> **Task to complete**
Every line below is to be copied exactly, with the pictures left out.

> **Data block**

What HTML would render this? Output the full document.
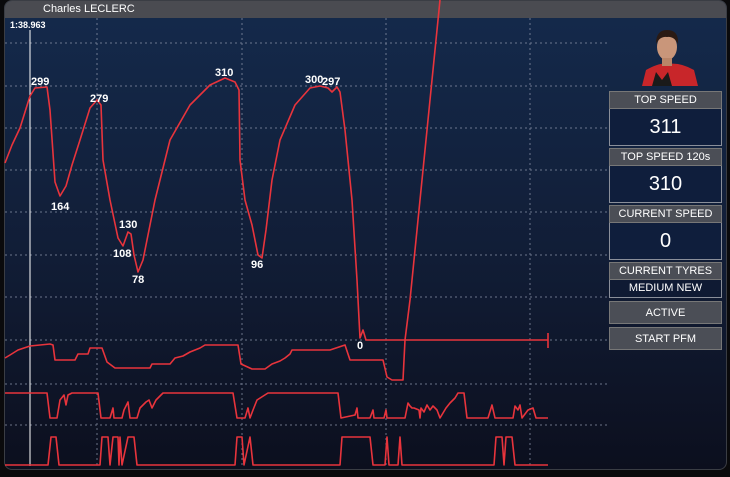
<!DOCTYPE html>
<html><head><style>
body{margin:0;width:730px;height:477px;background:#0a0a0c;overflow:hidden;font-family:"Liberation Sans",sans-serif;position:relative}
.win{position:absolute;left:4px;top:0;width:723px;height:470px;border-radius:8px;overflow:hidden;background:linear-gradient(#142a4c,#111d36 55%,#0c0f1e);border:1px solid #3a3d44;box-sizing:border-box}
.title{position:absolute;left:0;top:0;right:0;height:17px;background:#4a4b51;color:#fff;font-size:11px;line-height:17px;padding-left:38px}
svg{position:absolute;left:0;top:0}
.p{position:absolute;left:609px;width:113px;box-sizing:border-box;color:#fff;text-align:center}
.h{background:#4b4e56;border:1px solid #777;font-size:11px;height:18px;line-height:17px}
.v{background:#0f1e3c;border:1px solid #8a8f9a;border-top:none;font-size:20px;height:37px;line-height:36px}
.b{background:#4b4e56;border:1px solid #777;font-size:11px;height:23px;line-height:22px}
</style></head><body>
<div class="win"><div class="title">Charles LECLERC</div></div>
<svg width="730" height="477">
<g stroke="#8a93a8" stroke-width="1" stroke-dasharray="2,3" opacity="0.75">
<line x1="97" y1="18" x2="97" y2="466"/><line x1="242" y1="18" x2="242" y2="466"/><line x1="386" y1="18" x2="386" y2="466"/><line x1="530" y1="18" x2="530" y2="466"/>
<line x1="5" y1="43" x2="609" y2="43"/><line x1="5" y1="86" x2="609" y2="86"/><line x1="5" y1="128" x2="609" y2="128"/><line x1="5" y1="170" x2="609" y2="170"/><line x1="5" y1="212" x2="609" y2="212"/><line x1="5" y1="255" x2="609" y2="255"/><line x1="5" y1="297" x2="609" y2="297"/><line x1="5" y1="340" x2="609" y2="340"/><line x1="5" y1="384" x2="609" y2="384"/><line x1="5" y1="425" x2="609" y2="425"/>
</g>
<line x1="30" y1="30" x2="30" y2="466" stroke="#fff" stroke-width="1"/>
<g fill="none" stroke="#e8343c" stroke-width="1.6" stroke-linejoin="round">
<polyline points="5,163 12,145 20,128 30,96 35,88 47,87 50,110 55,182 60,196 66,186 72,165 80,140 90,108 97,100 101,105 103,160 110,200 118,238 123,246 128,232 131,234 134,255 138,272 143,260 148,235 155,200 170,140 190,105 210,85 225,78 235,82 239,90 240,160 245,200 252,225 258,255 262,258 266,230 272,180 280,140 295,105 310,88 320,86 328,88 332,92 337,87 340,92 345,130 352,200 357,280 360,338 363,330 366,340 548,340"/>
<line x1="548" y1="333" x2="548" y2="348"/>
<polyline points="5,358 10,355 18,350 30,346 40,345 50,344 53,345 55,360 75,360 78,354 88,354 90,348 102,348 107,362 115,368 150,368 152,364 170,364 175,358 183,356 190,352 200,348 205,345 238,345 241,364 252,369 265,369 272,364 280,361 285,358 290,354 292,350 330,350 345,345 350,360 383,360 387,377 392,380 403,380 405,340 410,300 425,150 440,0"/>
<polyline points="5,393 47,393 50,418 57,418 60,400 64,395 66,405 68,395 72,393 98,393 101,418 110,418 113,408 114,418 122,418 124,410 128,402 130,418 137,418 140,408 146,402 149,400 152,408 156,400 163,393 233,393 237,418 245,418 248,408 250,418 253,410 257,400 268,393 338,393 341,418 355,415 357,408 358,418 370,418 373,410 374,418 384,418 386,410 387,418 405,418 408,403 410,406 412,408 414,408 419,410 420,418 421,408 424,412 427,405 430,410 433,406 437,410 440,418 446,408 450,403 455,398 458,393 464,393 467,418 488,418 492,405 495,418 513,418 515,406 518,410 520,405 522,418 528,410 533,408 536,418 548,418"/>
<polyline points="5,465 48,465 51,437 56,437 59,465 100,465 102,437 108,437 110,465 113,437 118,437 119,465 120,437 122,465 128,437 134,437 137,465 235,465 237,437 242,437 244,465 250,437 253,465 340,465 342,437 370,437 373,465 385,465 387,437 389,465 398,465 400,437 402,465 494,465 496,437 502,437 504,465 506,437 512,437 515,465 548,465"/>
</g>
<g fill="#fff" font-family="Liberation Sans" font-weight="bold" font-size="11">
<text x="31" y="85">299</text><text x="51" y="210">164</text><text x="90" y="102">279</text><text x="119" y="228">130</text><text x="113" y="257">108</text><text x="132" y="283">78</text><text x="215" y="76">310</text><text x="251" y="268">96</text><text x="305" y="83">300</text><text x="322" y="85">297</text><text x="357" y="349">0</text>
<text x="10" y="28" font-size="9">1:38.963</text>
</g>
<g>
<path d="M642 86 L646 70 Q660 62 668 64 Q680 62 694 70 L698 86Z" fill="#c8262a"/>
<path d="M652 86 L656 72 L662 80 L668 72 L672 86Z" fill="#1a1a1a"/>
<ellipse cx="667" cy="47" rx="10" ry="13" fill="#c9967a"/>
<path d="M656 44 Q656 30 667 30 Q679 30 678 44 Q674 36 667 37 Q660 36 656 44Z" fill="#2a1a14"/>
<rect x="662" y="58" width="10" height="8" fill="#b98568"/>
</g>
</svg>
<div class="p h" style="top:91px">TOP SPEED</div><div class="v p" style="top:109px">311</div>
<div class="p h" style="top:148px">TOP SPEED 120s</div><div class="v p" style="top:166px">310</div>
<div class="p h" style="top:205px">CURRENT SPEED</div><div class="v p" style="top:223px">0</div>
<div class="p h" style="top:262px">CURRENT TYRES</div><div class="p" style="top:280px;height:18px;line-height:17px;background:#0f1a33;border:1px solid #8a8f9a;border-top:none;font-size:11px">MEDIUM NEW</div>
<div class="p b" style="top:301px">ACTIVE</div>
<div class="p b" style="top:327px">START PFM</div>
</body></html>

> **Output for this exercise**
What HTML would render this? Output the full document.
<!DOCTYPE html>
<html><head><style>
body{margin:0;width:730px;height:477px;background:#0a0a0c;overflow:hidden;font-family:"Liberation Sans",sans-serif;position:relative}
.win{position:absolute;left:4px;top:0;width:723px;height:470px;border-radius:8px;overflow:hidden;background:linear-gradient(#142a4c,#111d36 55%,#0c0f1e);border:1px solid #3a3d44;box-sizing:border-box}
.title{position:absolute;left:0;top:0;right:0;height:17px;background:#4a4b51;color:#fff;font-size:11px;line-height:17px;padding-left:38px}
svg{position:absolute;left:0;top:0}
.p{position:absolute;left:609px;width:113px;box-sizing:border-box;color:#fff;text-align:center}
.h{background:#4b4e56;border:1px solid #777;font-size:11px;height:18px;line-height:17px}
.v{background:#0f1e3c;border:1px solid #8a8f9a;border-top:none;font-size:20px;height:37px;line-height:36px}
.b{background:#4b4e56;border:1px solid #777;font-size:11px;height:23px;line-height:22px}
</style></head><body>
<div class="win"><div class="title">Charles LECLERC</div></div>
<svg width="730" height="477">
<g stroke="#8a93a8" stroke-width="1" stroke-dasharray="2,3" opacity="0.75">
<line x1="97" y1="18" x2="97" y2="466"/><line x1="242" y1="18" x2="242" y2="466"/><line x1="386" y1="18" x2="386" y2="466"/><line x1="530" y1="18" x2="530" y2="466"/>
<line x1="5" y1="43" x2="609" y2="43"/><line x1="5" y1="86" x2="609" y2="86"/><line x1="5" y1="128" x2="609" y2="128"/><line x1="5" y1="170" x2="609" y2="170"/><line x1="5" y1="212" x2="609" y2="212"/><line x1="5" y1="255" x2="609" y2="255"/><line x1="5" y1="297" x2="609" y2="297"/><line x1="5" y1="340" x2="609" y2="340"/><line x1="5" y1="384" x2="609" y2="384"/><line x1="5" y1="425" x2="609" y2="425"/>
</g>
<line x1="30" y1="30" x2="30" y2="466" stroke="#fff" stroke-width="1"/>
<g fill="none" stroke="#e8343c" stroke-width="1.6" stroke-linejoin="round">
<polyline points="5,163 12,145 20,128 30,96 35,88 47,87 50,110 55,182 60,196 66,186 72,165 80,140 90,108 97,100 101,105 103,160 110,200 118,238 123,246 128,232 131,234 134,255 138,272 143,260 148,235 155,200 170,140 190,105 210,85 225,78 235,82 239,90 240,160 245,200 252,225 258,255 262,258 266,230 272,180 280,140 295,105 310,88 320,86 328,88 332,92 337,87 340,92 345,130 352,200 357,280 360,338 363,330 366,340 548,340"/>
<line x1="548" y1="333" x2="548" y2="348"/>
<polyline points="5,358 10,355 18,350 30,346 40,345 50,344 53,345 55,360 75,360 78,354 88,354 90,348 102,348 107,362 115,368 150,368 152,364 170,364 175,358 183,356 190,352 200,348 205,345 238,345 241,364 252,369 265,369 272,364 280,361 285,358 290,354 292,350 330,350 345,345 350,360 383,360 387,377 392,380 403,380 405,340 410,300 425,150 440,0"/>
<polyline points="5,393 47,393 50,418 57,418 60,400 64,395 66,405 68,395 72,393 98,393 101,418 110,418 113,408 114,418 122,418 124,410 128,402 130,418 137,418 140,408 146,402 149,400 152,408 156,400 163,393 233,393 237,418 245,418 248,408 250,418 253,410 257,400 268,393 338,393 341,418 355,415 357,408 358,418 370,418 373,410 374,418 384,418 386,410 387,418 405,418 408,403 410,406 412,408 414,408 419,410 420,418 421,408 424,412 427,405 430,410 433,406 437,410 440,418 446,408 450,403 455,398 458,393 464,393 467,418 488,418 492,405 495,418 513,418 515,406 518,410 520,405 522,418 528,410 533,408 536,418 548,418"/>
<polyline points="5,465 48,465 51,437 56,437 59,465 100,465 102,437 108,437 110,465 113,437 118,437 119,465 120,437 122,465 128,437 134,437 137,465 235,465 237,437 242,437 244,465 250,437 253,465 340,465 342,437 370,437 373,465 385,465 387,437 389,465 398,465 400,437 402,465 494,465 496,437 502,437 504,465 506,437 512,437 515,465 548,465"/>
</g>
<g fill="#fff" font-family="Liberation Sans" font-weight="bold" font-size="11">
<text x="31" y="85">299</text><text x="51" y="210">164</text><text x="90" y="102">279</text><text x="119" y="228">130</text><text x="113" y="257">108</text><text x="132" y="283">78</text><text x="215" y="76">310</text><text x="251" y="268">96</text><text x="305" y="83">300</text><text x="322" y="85">297</text><text x="357" y="349">0</text>
<text x="10" y="28" font-size="9">1:38.963</text>
</g>
<g>
<path d="M642 86 L646 70 Q660 62 668 64 Q680 62 694 70 L698 86Z" fill="#c8262a"/>
<path d="M652 86 L656 72 L662 80 L668 72 L672 86Z" fill="#1a1a1a"/>
<ellipse cx="667" cy="47" rx="10" ry="13" fill="#c9967a"/>
<path d="M656 44 Q656 30 667 30 Q679 30 678 44 Q674 36 667 37 Q660 36 656 44Z" fill="#2a1a14"/>
<rect x="662" y="58" width="10" height="8" fill="#b98568"/>
</g>
</svg>
<div class="p h" style="top:91px">TOP SPEED</div><div class="v p" style="top:109px">311</div>
<div class="p h" style="top:148px">TOP SPEED 120s</div><div class="v p" style="top:166px">310</div>
<div class="p h" style="top:205px">CURRENT SPEED</div><div class="v p" style="top:223px">0</div>
<div class="p h" style="top:262px">CURRENT TYRES</div><div class="p" style="top:280px;height:18px;line-height:17px;background:#0f1a33;border:1px solid #8a8f9a;border-top:none;font-size:11px">MEDIUM NEW</div>
<div class="p b" style="top:301px">ACTIVE</div>
<div class="p b" style="top:327px">START PFM</div>
</body></html>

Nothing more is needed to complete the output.